GetSimple Support Forum

Full Version: Excluding public pages from sitemap
You're currently viewing a stripped down version of our content. View the full version with proper formatting.
I know this has been asked before (I searched for this and went over the answers) but I could find the solution I was looking for. Maybe I missed something, in which case I apologize in advance.

I have some pages on my site that I don't want search engines to list, so I want to exclude them from the XML sitemap. I know I can set a page to private to exclude it, but that would also make it unavailable to the public. I need these pages public, but not listed.

For example, one of these pages is a "Thank you" message that the user gets when he/she confirms the subscription to my email newsletter. It would be weird to have this listed on my sitemap and/or that it appears on the search engine results.

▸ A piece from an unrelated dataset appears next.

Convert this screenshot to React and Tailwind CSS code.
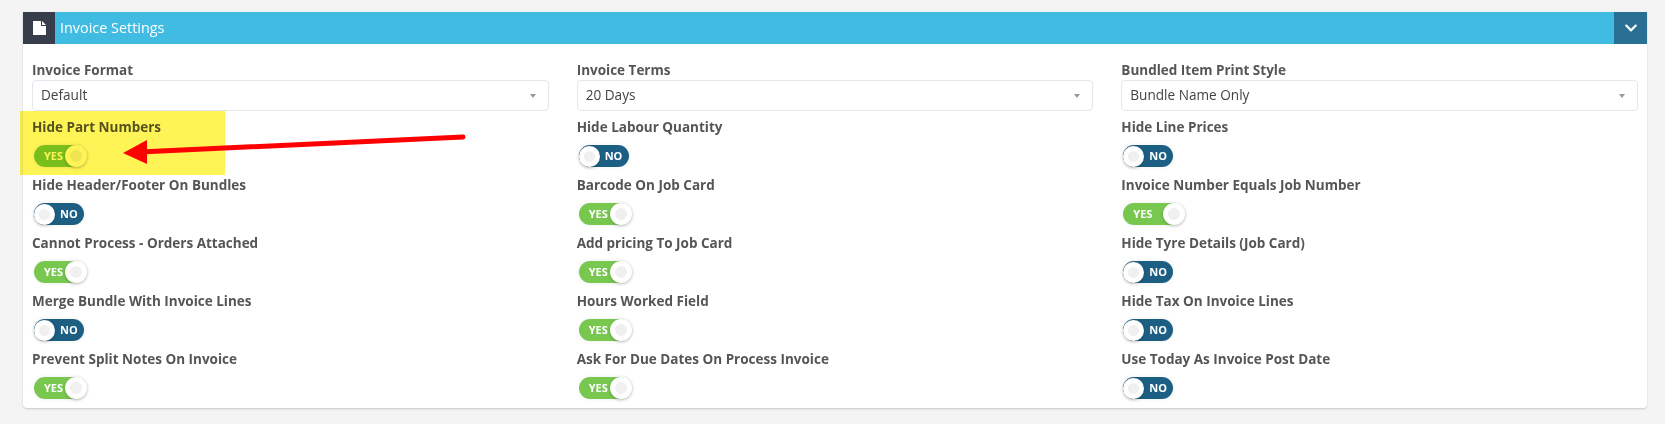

I'm already using the MetaRobots plugin to set these pages to noindex & nofollow. Now I just need to exclude them from the sitemap.

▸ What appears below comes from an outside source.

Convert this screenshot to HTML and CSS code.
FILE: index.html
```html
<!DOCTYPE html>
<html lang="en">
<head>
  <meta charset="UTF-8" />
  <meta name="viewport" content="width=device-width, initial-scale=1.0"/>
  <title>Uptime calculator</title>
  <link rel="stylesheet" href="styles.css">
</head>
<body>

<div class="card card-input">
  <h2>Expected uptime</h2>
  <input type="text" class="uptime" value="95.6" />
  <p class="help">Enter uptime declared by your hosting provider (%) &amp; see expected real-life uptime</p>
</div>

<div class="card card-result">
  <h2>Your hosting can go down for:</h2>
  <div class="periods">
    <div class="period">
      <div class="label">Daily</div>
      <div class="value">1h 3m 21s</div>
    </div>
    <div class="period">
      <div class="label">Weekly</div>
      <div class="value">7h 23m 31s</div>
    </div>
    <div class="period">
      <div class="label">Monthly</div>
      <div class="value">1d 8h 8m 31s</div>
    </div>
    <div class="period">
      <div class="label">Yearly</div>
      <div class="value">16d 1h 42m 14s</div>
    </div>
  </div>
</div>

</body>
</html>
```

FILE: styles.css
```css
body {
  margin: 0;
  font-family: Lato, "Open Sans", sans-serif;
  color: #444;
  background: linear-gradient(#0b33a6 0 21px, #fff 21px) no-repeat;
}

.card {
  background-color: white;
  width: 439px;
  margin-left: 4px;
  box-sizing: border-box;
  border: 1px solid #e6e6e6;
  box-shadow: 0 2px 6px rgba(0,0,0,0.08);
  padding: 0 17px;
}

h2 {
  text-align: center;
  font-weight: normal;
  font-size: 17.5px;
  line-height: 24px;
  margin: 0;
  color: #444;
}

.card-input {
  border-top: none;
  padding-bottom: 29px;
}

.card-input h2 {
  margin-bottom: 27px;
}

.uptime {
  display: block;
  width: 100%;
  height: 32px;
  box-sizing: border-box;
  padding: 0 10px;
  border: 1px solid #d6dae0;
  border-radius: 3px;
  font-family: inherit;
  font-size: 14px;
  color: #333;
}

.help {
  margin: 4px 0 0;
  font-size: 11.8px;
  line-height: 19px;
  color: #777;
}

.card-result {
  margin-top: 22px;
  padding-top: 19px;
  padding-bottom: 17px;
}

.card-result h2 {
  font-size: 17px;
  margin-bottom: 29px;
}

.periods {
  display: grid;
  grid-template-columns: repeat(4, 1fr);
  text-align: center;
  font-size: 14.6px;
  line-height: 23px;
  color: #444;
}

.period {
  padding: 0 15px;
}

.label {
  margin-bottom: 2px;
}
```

Is there a way to exclude specific pages from the sitemap, without setting them private? Thanks in advance.
I guess I could just disable automatic sitemap creation, and just create one manually and upload it. But still would like to know if there's a more practical way to do it (one that doesn't require me to manually exclude the pages from the sitemap)
I am surprised there is not a plugin for this with a checkbox in pages to omit from sitemap.

You can make your own plugin to filter sitemap if you know a little bit of php.

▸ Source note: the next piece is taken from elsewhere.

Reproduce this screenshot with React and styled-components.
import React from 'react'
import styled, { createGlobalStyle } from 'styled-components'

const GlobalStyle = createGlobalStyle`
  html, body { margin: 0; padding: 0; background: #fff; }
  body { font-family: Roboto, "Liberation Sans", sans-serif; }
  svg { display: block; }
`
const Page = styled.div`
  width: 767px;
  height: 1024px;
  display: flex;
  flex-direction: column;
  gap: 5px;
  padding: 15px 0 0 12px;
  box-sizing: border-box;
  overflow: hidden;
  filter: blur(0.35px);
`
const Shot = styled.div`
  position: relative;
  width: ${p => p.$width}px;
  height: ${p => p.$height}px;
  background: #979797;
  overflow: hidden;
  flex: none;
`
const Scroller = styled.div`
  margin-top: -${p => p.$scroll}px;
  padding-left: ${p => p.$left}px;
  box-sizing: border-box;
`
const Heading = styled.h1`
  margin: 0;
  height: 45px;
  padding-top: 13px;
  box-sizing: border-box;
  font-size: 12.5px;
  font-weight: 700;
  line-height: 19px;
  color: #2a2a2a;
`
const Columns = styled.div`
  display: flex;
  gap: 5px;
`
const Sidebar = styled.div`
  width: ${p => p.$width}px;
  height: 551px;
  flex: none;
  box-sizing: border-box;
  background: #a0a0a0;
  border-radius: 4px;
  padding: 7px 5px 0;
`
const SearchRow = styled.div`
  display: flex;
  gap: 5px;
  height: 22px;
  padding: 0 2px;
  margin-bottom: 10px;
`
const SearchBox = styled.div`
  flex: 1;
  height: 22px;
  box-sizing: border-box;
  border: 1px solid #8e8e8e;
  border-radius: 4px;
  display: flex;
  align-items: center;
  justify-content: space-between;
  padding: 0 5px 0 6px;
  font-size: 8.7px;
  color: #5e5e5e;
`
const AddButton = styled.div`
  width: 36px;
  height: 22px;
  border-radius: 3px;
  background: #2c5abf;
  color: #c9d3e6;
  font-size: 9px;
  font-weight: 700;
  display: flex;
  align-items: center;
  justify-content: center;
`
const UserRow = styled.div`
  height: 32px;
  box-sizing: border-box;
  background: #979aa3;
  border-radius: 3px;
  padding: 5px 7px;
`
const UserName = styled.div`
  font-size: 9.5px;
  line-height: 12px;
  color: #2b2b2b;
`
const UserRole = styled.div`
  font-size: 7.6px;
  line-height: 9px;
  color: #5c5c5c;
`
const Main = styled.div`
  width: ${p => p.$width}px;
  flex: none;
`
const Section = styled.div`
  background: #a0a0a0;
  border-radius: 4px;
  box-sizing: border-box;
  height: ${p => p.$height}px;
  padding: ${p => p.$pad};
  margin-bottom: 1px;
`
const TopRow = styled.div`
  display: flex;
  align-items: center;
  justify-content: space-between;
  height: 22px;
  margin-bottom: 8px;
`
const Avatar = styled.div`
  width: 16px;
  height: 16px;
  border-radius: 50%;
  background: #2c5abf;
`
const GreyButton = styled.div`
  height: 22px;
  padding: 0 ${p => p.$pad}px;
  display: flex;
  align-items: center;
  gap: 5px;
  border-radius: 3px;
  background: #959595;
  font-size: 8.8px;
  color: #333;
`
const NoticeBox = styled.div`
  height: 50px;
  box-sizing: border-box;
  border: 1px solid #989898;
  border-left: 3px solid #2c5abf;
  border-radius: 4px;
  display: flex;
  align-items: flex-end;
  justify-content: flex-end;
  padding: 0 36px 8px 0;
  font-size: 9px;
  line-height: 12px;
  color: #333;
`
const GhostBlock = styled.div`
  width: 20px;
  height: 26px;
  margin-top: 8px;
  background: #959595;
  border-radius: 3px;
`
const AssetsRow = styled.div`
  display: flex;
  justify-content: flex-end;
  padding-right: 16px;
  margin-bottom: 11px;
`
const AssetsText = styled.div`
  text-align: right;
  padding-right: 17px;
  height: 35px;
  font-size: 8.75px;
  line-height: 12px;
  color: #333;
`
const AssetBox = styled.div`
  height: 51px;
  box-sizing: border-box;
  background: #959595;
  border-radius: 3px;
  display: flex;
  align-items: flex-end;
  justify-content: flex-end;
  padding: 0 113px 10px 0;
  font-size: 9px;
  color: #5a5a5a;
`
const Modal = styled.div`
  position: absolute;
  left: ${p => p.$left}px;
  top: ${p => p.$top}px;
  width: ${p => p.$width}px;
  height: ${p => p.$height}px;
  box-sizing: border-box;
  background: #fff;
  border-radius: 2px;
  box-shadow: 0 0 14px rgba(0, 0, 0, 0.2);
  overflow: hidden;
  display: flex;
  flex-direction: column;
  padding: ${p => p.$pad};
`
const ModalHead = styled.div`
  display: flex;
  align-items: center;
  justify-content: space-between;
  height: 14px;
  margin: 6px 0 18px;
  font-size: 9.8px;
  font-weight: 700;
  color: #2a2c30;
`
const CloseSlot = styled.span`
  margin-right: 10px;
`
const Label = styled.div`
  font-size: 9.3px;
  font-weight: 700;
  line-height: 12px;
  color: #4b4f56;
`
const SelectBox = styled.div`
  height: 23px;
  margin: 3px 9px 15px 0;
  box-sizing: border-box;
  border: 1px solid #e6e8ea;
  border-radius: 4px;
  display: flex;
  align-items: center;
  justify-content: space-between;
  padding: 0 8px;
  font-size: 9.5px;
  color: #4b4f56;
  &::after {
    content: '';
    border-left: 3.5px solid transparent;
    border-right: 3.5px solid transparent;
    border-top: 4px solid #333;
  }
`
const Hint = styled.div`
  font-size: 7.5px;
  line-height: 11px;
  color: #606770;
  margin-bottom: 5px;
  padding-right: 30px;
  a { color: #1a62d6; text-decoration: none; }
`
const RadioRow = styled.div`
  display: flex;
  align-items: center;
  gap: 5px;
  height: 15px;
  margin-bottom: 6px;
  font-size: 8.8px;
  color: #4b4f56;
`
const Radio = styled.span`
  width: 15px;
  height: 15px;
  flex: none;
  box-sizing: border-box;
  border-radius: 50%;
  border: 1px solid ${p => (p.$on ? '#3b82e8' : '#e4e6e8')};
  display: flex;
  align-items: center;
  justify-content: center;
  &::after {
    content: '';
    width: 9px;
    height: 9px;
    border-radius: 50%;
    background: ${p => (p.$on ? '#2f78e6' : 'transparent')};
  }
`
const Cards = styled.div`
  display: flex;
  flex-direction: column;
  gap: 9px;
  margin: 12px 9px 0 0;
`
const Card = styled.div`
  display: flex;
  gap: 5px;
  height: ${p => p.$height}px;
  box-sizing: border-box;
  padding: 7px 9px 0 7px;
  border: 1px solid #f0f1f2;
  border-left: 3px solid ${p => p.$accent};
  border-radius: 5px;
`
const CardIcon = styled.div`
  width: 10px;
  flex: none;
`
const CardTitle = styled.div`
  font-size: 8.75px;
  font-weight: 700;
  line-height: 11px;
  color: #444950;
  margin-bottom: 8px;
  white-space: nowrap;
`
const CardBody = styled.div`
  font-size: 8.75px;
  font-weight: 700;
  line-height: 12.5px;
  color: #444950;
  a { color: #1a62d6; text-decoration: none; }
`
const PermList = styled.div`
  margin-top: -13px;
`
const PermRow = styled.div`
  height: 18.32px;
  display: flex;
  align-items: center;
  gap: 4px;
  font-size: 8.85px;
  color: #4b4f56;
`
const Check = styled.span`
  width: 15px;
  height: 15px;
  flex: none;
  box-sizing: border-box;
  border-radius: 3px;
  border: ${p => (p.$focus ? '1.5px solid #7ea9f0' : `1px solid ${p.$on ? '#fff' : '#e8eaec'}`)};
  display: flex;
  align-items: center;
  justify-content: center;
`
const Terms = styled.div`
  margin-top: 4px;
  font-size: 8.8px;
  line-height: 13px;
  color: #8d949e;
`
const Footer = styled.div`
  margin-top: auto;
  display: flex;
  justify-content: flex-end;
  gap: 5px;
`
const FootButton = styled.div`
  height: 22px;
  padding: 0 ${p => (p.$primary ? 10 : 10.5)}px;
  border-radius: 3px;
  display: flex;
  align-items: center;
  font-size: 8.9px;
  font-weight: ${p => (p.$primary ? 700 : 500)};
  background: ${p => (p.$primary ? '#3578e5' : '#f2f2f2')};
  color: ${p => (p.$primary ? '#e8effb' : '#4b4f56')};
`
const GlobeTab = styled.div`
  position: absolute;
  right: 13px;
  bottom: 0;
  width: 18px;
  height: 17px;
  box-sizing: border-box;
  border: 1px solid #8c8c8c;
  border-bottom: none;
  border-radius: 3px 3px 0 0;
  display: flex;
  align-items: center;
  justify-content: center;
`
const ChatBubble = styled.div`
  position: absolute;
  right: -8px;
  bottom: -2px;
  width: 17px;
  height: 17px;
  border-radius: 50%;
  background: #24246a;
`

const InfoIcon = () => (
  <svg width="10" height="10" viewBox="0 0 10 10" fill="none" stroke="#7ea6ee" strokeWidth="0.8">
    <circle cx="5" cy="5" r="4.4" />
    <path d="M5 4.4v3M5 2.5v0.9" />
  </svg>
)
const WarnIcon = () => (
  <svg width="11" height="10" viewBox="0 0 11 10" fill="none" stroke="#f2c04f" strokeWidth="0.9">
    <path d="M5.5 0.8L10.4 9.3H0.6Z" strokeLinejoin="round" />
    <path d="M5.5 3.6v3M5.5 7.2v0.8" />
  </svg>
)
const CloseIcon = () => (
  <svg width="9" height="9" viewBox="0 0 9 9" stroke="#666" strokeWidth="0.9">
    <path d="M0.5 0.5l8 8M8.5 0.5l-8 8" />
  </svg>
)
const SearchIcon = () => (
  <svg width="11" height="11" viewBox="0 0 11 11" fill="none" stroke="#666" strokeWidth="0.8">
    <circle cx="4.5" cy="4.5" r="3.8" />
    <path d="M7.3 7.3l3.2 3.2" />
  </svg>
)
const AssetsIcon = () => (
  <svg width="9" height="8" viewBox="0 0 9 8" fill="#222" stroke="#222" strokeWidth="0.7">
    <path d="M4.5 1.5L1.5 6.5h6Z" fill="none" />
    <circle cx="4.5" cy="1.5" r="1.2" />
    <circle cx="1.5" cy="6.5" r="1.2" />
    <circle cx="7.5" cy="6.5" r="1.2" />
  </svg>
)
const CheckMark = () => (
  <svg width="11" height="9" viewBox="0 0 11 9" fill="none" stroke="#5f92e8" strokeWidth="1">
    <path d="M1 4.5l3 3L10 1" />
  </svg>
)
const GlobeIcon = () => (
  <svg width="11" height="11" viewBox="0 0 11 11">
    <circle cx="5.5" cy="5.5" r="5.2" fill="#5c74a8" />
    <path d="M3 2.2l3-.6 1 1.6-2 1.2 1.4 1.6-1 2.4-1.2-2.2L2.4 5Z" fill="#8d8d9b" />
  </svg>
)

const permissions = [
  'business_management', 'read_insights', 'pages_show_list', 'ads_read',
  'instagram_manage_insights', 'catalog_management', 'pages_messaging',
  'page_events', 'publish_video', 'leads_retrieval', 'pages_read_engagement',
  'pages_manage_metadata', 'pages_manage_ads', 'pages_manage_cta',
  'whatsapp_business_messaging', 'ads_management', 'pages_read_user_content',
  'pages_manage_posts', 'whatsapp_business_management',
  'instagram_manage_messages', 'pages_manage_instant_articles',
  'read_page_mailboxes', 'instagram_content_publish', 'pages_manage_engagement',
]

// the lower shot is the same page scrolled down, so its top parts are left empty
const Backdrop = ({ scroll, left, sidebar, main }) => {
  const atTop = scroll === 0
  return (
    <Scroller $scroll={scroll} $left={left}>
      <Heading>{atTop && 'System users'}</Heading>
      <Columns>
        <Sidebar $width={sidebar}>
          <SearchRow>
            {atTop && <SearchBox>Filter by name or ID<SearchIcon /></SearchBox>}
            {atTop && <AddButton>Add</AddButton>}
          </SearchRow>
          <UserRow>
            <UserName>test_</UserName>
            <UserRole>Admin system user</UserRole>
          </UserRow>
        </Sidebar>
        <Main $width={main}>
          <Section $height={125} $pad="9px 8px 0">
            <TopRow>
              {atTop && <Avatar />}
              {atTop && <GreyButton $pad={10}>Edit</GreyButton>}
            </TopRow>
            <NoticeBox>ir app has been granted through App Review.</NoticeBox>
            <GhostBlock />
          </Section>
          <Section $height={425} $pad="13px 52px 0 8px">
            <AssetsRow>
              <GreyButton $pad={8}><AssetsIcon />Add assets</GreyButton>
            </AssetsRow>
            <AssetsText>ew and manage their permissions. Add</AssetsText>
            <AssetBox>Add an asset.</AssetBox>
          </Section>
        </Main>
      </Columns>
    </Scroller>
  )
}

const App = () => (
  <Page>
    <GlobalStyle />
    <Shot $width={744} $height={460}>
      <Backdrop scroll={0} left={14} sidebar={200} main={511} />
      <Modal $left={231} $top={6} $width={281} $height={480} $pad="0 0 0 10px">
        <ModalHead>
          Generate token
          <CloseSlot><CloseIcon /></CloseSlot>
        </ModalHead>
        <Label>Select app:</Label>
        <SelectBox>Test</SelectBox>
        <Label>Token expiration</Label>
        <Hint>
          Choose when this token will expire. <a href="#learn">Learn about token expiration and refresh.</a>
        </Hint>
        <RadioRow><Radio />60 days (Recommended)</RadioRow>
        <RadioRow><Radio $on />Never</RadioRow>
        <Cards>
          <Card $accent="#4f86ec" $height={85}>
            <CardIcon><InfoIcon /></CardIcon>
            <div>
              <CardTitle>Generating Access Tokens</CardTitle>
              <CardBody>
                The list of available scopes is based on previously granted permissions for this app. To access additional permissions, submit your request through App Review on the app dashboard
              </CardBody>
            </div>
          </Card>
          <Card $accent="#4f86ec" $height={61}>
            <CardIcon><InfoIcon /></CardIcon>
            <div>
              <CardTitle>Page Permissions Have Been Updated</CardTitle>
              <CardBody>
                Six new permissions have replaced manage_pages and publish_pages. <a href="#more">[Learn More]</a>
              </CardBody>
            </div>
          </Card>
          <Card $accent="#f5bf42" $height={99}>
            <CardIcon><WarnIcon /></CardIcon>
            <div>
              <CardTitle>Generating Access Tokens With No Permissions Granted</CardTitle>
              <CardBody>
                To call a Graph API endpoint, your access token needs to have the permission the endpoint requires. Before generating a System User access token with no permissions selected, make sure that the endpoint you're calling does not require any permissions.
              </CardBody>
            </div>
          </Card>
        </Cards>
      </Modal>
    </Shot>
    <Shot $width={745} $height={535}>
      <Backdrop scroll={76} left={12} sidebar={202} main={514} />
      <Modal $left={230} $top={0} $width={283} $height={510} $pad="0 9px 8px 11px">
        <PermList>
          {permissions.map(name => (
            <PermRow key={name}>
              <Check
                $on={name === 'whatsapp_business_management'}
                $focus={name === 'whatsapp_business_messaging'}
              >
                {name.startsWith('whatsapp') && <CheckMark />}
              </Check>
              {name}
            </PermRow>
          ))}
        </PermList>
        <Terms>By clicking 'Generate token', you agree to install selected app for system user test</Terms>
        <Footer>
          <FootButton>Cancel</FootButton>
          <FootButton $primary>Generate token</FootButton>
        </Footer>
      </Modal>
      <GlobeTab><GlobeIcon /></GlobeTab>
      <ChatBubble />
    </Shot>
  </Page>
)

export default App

https://github.com/GetSimpleCMS/GS_unit_...sample.php
if you create a plugin, please share
While I'm learning a little PHP, I don't know enough yet to make a plugin. Would gladly do it if I knew how.

Maybe we could try suggesting this feature to the author of the MetaRobots Plugin.

Update: I just posted a message on the plugin's forum asking for this feature.
I posted the plugin already, you just have to change the filtering logic.
Hi Shawn.

I really appreciate your effort, but to be honest I'm a little lost a what to do. My PHP knowledge is pretty limited (you could say almost nothing) and I'm not very familiar with GS PHP functions.

I'm going to need to polish my PHP skills a bit and familiarize myself with plugin development in GS. But I'll give it a try.
I just made a small plugin (attached). It requires the MetaRobots plugin, of course. Let me know if it works.
does not work with the plugin I18N
Ah yes, I forgot to say. That metaRobots_sitemap plugin requires GetSimple 3.3.x and doesn't work with the I18N (base/navigation) plugin as of version 3.2.8

I suppose it may work with that sitemap patch I posted (only if it's a one-language site that doesn't use 'lang' in URLs).
I have a short memory, with your patch it works Smile
I was thinking to just add a tag check in the sample filter plugin or something temporary.
Does i18n break the sitemap filter?
My plugin is based on your sample plugin, but runs thru $pagesArray to check the metarobots field.

I18N (as of 3.2.8) doesn't (and doesn't let GS) run the 'sitemap' filter. A possible patch here (Oleg says it works)
oh yeah i forgot the sitemap wont have slug in it, so you cant just cross reference it.
good job, this would definitely benefit from a route cache of sorts, thats alot of processing to do.

I just did a quick look over the rfc, which is good to know.
"Extending the Sitemaps protocol
You can extend the Sitemaps protocol using your own namespace. Simply specify this namespace in the root element. "
Thanks guys for the plugin. I'll test it ASAP and share the results.
Yes, it's working great on my GS sites. Thanks Carlos and Shawn.

Note: I'm not using the i18n plugin on my sites, so I can't comment on that issue.
Anyone feel free to take the plugin I posted and adapt it to I18N multilanguage, as it currently works only properly with I18N if it's one-language, as I had already commented here.
I don't have the time for this right now. (But please PM or tell me if you intend to do it, just in case some day I can...)